Estos son los momentos en los que me siento vivo, por así decir. Claro que hay otros, con personas y sustancias. Pero allí uno siempre es un poco protagonista. En estos, más personales, más solitarios, en cambio, puedo permitirme el lujo de ser espectador, acaso lo que más me guste de la vida. Un placer, un goce meramente contemplativo. Similar al que se produce leyendo. Similar al que se produce escribiendo. Un goce, por otra parte, para decirlo sin complicaciones, que prescinde totalmente del cuerpo: lo que se satisface ahí está en otra parte.
Me pregunto si es esta condición, la atracción por este tipo de goces y la necesidad vital de procurármelos, lo que me impulsa a la soledad. Porque si bien nunca puedo ni cuándo ni dónde puede haber, perdido, un goce para mí, sé, sin embargo, que una condición mínima e indispensable para que suceda, es la de estar solo.

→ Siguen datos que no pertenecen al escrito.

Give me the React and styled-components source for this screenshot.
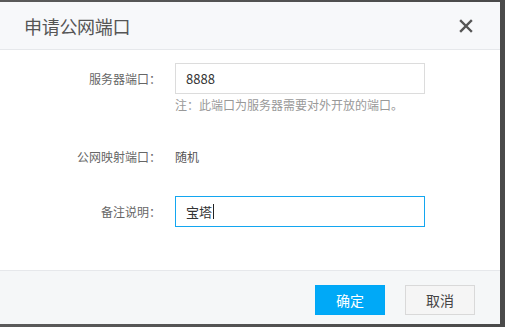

Me pregunto, también, ahora que El futuro dura demasiado se convirtió en el tercer libro de Mardulce que leo de corrido, si esta condición tendrá algo que ver con la del dandy, modo de ser o de experimentar el mundo que, al parecer, Mardulce tiene mucho interés en divulgar.
Y me pregunto, por último, si esta inclinación estará expresando, de mi parte, cierta ponderación de los placeres sensoriales por sobre los intelectuales, a la vez que una tendencia ligada a vivir más cerca del estar que al hacer, aunque no pueda explicar del todo, ahora, lo que creo que quiero decir con eso.